Cabo da Roca è il punto più ad ovest del continente europeo. Queste scogliere battute dal vento che si buttano a capofitto nell’immenso oceano Atlantico erano per il popolo europeo del 14esimo secolo i confini del mondo. È incredibile starsene li ad osservare il tramonto e pensare che una volta il mondo era molto diverso da come è oggi, tutti noi chiaramente lo sappiamo ma ci pensiamo troppo poco spesso. Una volta non si poteva prendere un aereo per arrivare in poche ore dall’altra parte del globo.
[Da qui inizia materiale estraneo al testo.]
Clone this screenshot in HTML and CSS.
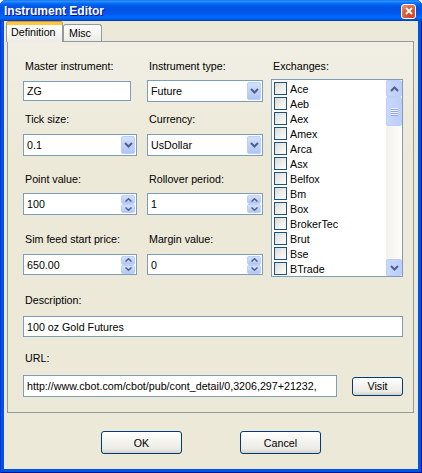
FILE: index.html
```html
<!DOCTYPE html>
<html>
  <head>
    <meta charset="utf-8">
    <link rel="stylesheet" href="styles.css">
  </head>
  <body>
    <div class="window">
      <div class="titlebar">
        <span class="title">Instrument Editor</span>
        <button class="close-btn">
          <svg width="8" height="8" viewBox="0 0 8 8"><path d="M1 1L7 7M7 1L1 7" stroke="#fff" stroke-width="1.8"/></svg>
        </button>
      </div>

      <div class="client">
        <ul class="tabs">
          <li class="tab active">Definition</li>
          <li class="tab">Misc</li>
        </ul>

        <div class="panel">
          <div class="grid">
            <label class="lbl">Master instrument:</label>
            <label class="lbl">Instrument type:</label>
            <label class="lbl">Exchanges:</label>

            <input class="text narrow" type="text" value="ZG">
            <div class="combo">
              <span class="combo-val">Future</span>
              <span class="combo-btn"><svg width="9" height="6" viewBox="0 0 9 6"><path d="M1 1L4.5 4.5L8 1" fill="none" stroke="#4d6185" stroke-width="2"/></svg></span>
            </div>

            <div class="listbox">
              <ul class="checklist" id="exchangeList"></ul>
              <div class="scrollbar">
                <span class="sb-btn"><svg width="9" height="6" viewBox="0 0 9 6"><path d="M1 5L4.5 1.5L8 5" fill="none" stroke="#4d6185" stroke-width="2"/></svg></span>
                <span class="sb-thumb">
                  <svg width="7" height="8" viewBox="0 0 7 8"><path d="M0 0.5H7M0 2.5H7M0 4.5H7M0 6.5H7" stroke="#eef3ff" stroke-width="1"/><path d="M0 1.5H7M0 3.5H7M0 5.5H7M0 7.5H7" stroke="#8caae6" stroke-width="1"/></svg>
                </span>
                <span class="sb-track"></span>
                <span class="sb-btn"><svg width="9" height="6" viewBox="0 0 9 6"><path d="M1 1L4.5 4.5L8 1" fill="none" stroke="#4d6185" stroke-width="2"/></svg></span>
              </div>
            </div>

            <label class="lbl">Tick size:</label>
            <label class="lbl">Currency:</label>

            <div class="combo col1">
              <span class="combo-val">0.1</span>
              <span class="combo-btn"><svg width="9" height="6" viewBox="0 0 9 6"><path d="M1 1L4.5 4.5L8 1" fill="none" stroke="#4d6185" stroke-width="2"/></svg></span>
            </div>
            <div class="combo">
              <span class="combo-val">UsDollar</span>
              <span class="combo-btn"><svg width="9" height="6" viewBox="0 0 9 6"><path d="M1 1L4.5 4.5L8 1" fill="none" stroke="#4d6185" stroke-width="2"/></svg></span>
            </div>

            <label class="lbl">Point value:</label>
            <label class="lbl">Rollover period:</label>

            <div class="spin col1">
              <input type="text" value="100">
              <span class="spin-btns">
                <span class="spin-btn"><svg width="7" height="4" viewBox="0 0 7 4"><path d="M0.5 3.5L3.5 0.8L6.5 3.5" fill="none" stroke="#4d6185" stroke-width="1.5"/></svg></span>
                <span class="spin-btn"><svg width="7" height="4" viewBox="0 0 7 4"><path d="M0.5 0.5L3.5 3.2L6.5 0.5" fill="none" stroke="#4d6185" stroke-width="1.5"/></svg></span>
              </span>
            </div>
            <div class="spin">
              <input type="text" value="1">
              <span class="spin-btns">
                <span class="spin-btn"><svg width="7" height="4" viewBox="0 0 7 4"><path d="M0.5 3.5L3.5 0.8L6.5 3.5" fill="none" stroke="#4d6185" stroke-width="1.5"/></svg></span>
                <span class="spin-btn"><svg width="7" height="4" viewBox="0 0 7 4"><path d="M0.5 0.5L3.5 3.2L6.5 0.5" fill="none" stroke="#4d6185" stroke-width="1.5"/></svg></span>
              </span>
            </div>

            <label class="lbl">Sim feed start price:</label>
            <label class="lbl">Margin value:</label>

            <div class="spin col1 short">
              <input type="text" value="650.00">
              <span class="spin-btns">
                <span class="spin-btn"><svg width="7" height="4" viewBox="0 0 7 4"><path d="M0.5 3.5L3.5 0.8L6.5 3.5" fill="none" stroke="#4d6185" stroke-width="1.5"/></svg></span>
                <span class="spin-btn"><svg width="7" height="4" viewBox="0 0 7 4"><path d="M0.5 0.5L3.5 3.2L6.5 0.5" fill="none" stroke="#4d6185" stroke-width="1.5"/></svg></span>
              </span>
            </div>
            <div class="spin short">
              <input type="text" value="0">
              <span class="spin-btns">
                <span class="spin-btn"><svg width="7" height="4" viewBox="0 0 7 4"><path d="M0.5 3.5L3.5 0.8L6.5 3.5" fill="none" stroke="#4d6185" stroke-width="1.5"/></svg></span>
                <span class="spin-btn"><svg width="7" height="4" viewBox="0 0 7 4"><path d="M0.5 0.5L3.5 3.2L6.5 0.5" fill="none" stroke="#4d6185" stroke-width="1.5"/></svg></span>
              </span>
            </div>
          </div>

          <div class="wide">
            <label class="lbl">Description:</label>
            <input class="text desc" type="text" value="100 oz Gold Futures">

            <label class="lbl url-lbl">URL:</label>
            <div class="url-row">
              <input class="text url" type="text" value="http://www.cbot.com/cbot/pub/cont_detail/0,3206,297+21232,">
              <button class="xp-btn visit">Visit</button>
            </div>
          </div>
        </div>

        <div class="buttons">
          <button class="xp-btn big">OK</button>
          <button class="xp-btn big">Cancel</button>
        </div>
      </div>
    </div>

    <script>
      var exchanges = ["Ace", "Aeb", "Aex", "Amex", "Arca", "Asx", "Belfox", "Bm", "Box", "BrokerTec", "Brut", "Bse", "BTrade"];

      var list = document.getElementById("exchangeList");
      exchanges.forEach(function (name) {
        var li = document.createElement("li");
        var box = document.createElement("span");
        box.className = "chk";
        li.appendChild(box);
        li.appendChild(document.createTextNode(name));
        list.appendChild(li);
      });
    </script>
  </body>
</html>
```

FILE: styles.css
```css
* {
  box-sizing: border-box;
}

body {
  margin: 0;
  padding: 0;
  font-family: "Liberation Sans", Arial, sans-serif;
  font-size: 10.7px;
  color: #000;
  background-color: #fff;
}

.window {
  width: 422px;
  height: 473px;
  display: flex;
  flex-direction: column;
  background-color: #0054e3;
  border-radius: 6px 6px 0 0;
  box-shadow: inset 1px 0 #0831d9, inset -1px 0 #00138c, inset 0 -1px #00138c;
}

/* title bar */
.titlebar {
  height: 21px;
  display: flex;
  align-items: center;
  justify-content: space-between;
  padding: 0 6px 0 4px;
  border-radius: 6px 6px 0 0;
  background: linear-gradient(180deg, #0058ee 0%, #3593ff 4%, #288eff 8%, #127dff 12%, #036ffc 16%, #0262ee 22%, #0057e5 30%, #0054e3 40%, #0055eb 60%, #005bf5 70%, #026afe 80%, #0062ef 88%, #0052d6 94%, #0040ab 100%);
}

.title {
  color: #fff;
  font-weight: bold;
  font-size: 12px;
  text-shadow: 1px 1px #0f1089;
  padding-top: 1px;
}

.close-btn {
  width: 15px;
  height: 15px;
  padding: 0;
  margin-top: 1px;
  display: flex;
  align-items: center;
  justify-content: center;
  border: 1px solid #fff;
  border-radius: 3px;
  background: radial-gradient(circle at 70% 75%, #cc4625 0%, #e0603c 55%, #f39e85 100%);
}

/* client area */
.client {
  flex: 1;
  margin: 0 4px 4px 4px;
  background-color: #ece9d8;
  display: flex;
  flex-direction: column;
}

.tabs {
  list-style: none;
  margin: 0;
  padding: 0 0 0 2px;
  height: 20px;
  display: flex;
  align-items: flex-end;
}

.tab {
  height: 17px;
  width: 39px;
  padding: 2px 0 0 5px;
  border: 1px solid #919b9c;
  border-bottom: none;
  border-radius: 3px 3px 0 0;
  background: linear-gradient(180deg, #ffffff 0%, #f7f6f2 50%, #ecebe6 100%);
}

.tab.active {
  position: relative;
  z-index: 1;
  width: 57px;
  height: 20px;
  margin-bottom: -1px;
  padding: 1px 0 0 4px;
  border-top: 3px solid #ffc73c;
  box-shadow: 0 -1px 0 #e68b2c;
  background-color: #f1efe5;
}

.panel {
  height: 372px;
  margin: 0 4px 0 3px;
  border: 1px solid #919b9c;
  background: linear-gradient(180deg, #f1efe5 0%, #ece9d8 30%, #ece9d8 100%);
  padding: 18px 0 0 15px;
}

.grid {
  display: grid;
  grid-template-columns: 124px 124px 132px;
  grid-template-rows: 20px 33px 21px 39px 20px 40px 21px 21px;
  align-items: start;
}

.lbl {
  display: block;
  line-height: 13px;
  padding-left: 2px;
}

/* text inputs */
.text,
.spin input {
  font-family: inherit;
  font-size: 10.7px;
  color: #000;
  border: 1px solid #7f9db9;
  background-color: #fff;
  padding: 0 0 0 3px;
  margin: 0;
  outline: none;
}

.text.narrow {
  width: 108px;
  height: 20px;
  margin-top: 1px;
}

/* combo boxes */
.combo,
.spin {
  width: 116px;
  height: 22px;
  border: 1px solid #7f9db9;
  background-color: #fff;
  display: flex;
  align-items: center;
}

.combo.col1,
.spin.col1 {
  width: 114px;
}

.spin.short {
  height: 21px;
}

.combo-val {
  flex: 1;
  padding-left: 3px;
}

.combo-btn {
  width: 14px;
  height: 18px;
  margin-right: 1px;
  display: flex;
  align-items: center;
  justify-content: center;
  border: 1px solid #bacffa;
  border-radius: 2px;
  background: linear-gradient(180deg, #d3e0fd 0%, #c1d3fb 50%, #b0c5f5 100%);
}

/* spinners */
.spin input {
  flex: 1;
  min-width: 0;
  height: 100%;
  border: none;
}

.spin-btns {
  width: 14px;
  height: 18px;
  margin-right: 1px;
  display: flex;
  flex-direction: column;
}

.spin-btn {
  flex: 1;
  display: flex;
  align-items: center;
  justify-content: center;
  border: 1px solid #bacffa;
  border-radius: 2px;
  background: linear-gradient(180deg, #d3e0fd 0%, #c1d3fb 60%, #b0c5f5 100%);
}

/* exchanges list */
.listbox {
  grid-row: span 7;
  margin-top: -1px;
  width: 132px;
  height: 198px;
  border: 1px solid #7f9db9;
  background-color: #fff;
  display: flex;
  overflow: hidden;
}

.checklist {
  flex: 1;
  list-style: none;
  margin: 0;
  padding: 1px 0 0 2px;
}

.checklist li {
  height: 15px;
  display: flex;
  align-items: center;
  gap: 3px;
}

.chk {
  width: 13px;
  height: 13px;
  border: 1px solid #1c5180;
  background: linear-gradient(135deg, #dcdcd7 0%, #f0f0ec 60%, #ffffff 100%);
}

.scrollbar {
  width: 16px;
  display: flex;
  flex-direction: column;
  background: linear-gradient(90deg, #f3f1ec 0%, #fefefb 100%);
}

.sb-btn {
  height: 17px;
  display: flex;
  align-items: center;
  justify-content: center;
  border: 1px solid #bacffa;
  border-radius: 2px;
  background: linear-gradient(90deg, #c8d7fc 0%, #bccefa 100%);
}

.sb-thumb {
  height: 29px;
  display: flex;
  align-items: center;
  justify-content: center;
  border: 1px solid #bacffa;
  border-radius: 2px;
  background: linear-gradient(90deg, #c8d7fc 0%, #bccefa 100%);
}

.sb-track {
  flex: 1;
}

/* description and url */
.wide {
  margin-top: 19px;
}

.text.desc {
  display: block;
  width: 380px;
  height: 21px;
  margin-top: 9px;
}

.url-lbl {
  margin-top: 15px;
}

.url-row {
  margin-top: 10px;
  display: flex;
  align-items: center;
  gap: 15px;
}

.text.url {
  width: 314px;
  height: 22px;
}

/* buttons */
.xp-btn {
  font-family: inherit;
  font-size: 10.7px;
  color: #000;
  padding: 0;
  border: 1px solid #003c74;
  border-radius: 3px;
  background: linear-gradient(180deg, #ffffff 0%, #f4f4f0 40%, #ecebe6 80%, #d6d0c5 100%);
}

.visit {
  width: 51px;
  height: 19px;
}

.buttons {
  margin-top: 18px;
  display: flex;
  justify-content: center;
  gap: 58px;
}

.big {
  width: 81px;
  height: 23px;
}
```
I tempi erano molto più dilatati, i marinai stavano per mesi o anche per anni sulle navi; mi chiedo se la loro capacità di attendere fosse in qualche modo più sviluppata della nostra che ci irritiamo per il treno in ritardo di 5 minuti. Non sappiamo più aspettare, dobbiamo fare, fare, fare, e ancora fare. Senza una fine. Ogni giorno. E quasi ci insegnano che stare per un po’ a fare nulla è sbagliato. Perché?
A Cabo da roca si riscopre la dimensione della lentezza. Mentre il vento ci investe teniamo gli occhi puntati verso l’orizzonte e i pensieri che teniamo dentro, in fondo alla mente, perché siamo troppo occupati a fare mille altre cose, riemergono in noi. Ci sentiamo vivi. Piccoli in confronto all’immensità della natura. La connessione profonda e indissolubile che abbiamo con essa riemerge in noi. Noi siamo natura.
Sulla scogliera che più si è addentrata nelle fredde acque, l’uomo ha messo una lastra di marmo che porta incise le seguenti parole:
“ Aqui.. onde a terra se acaba e o mar comeca”
(Camoes)
Ovvero “ Qui.. dove la terra finisce e il mare comincia”. Trovo questa frase di una potenza comunicativa immensa. Si siamo qui e qui la terra finisce.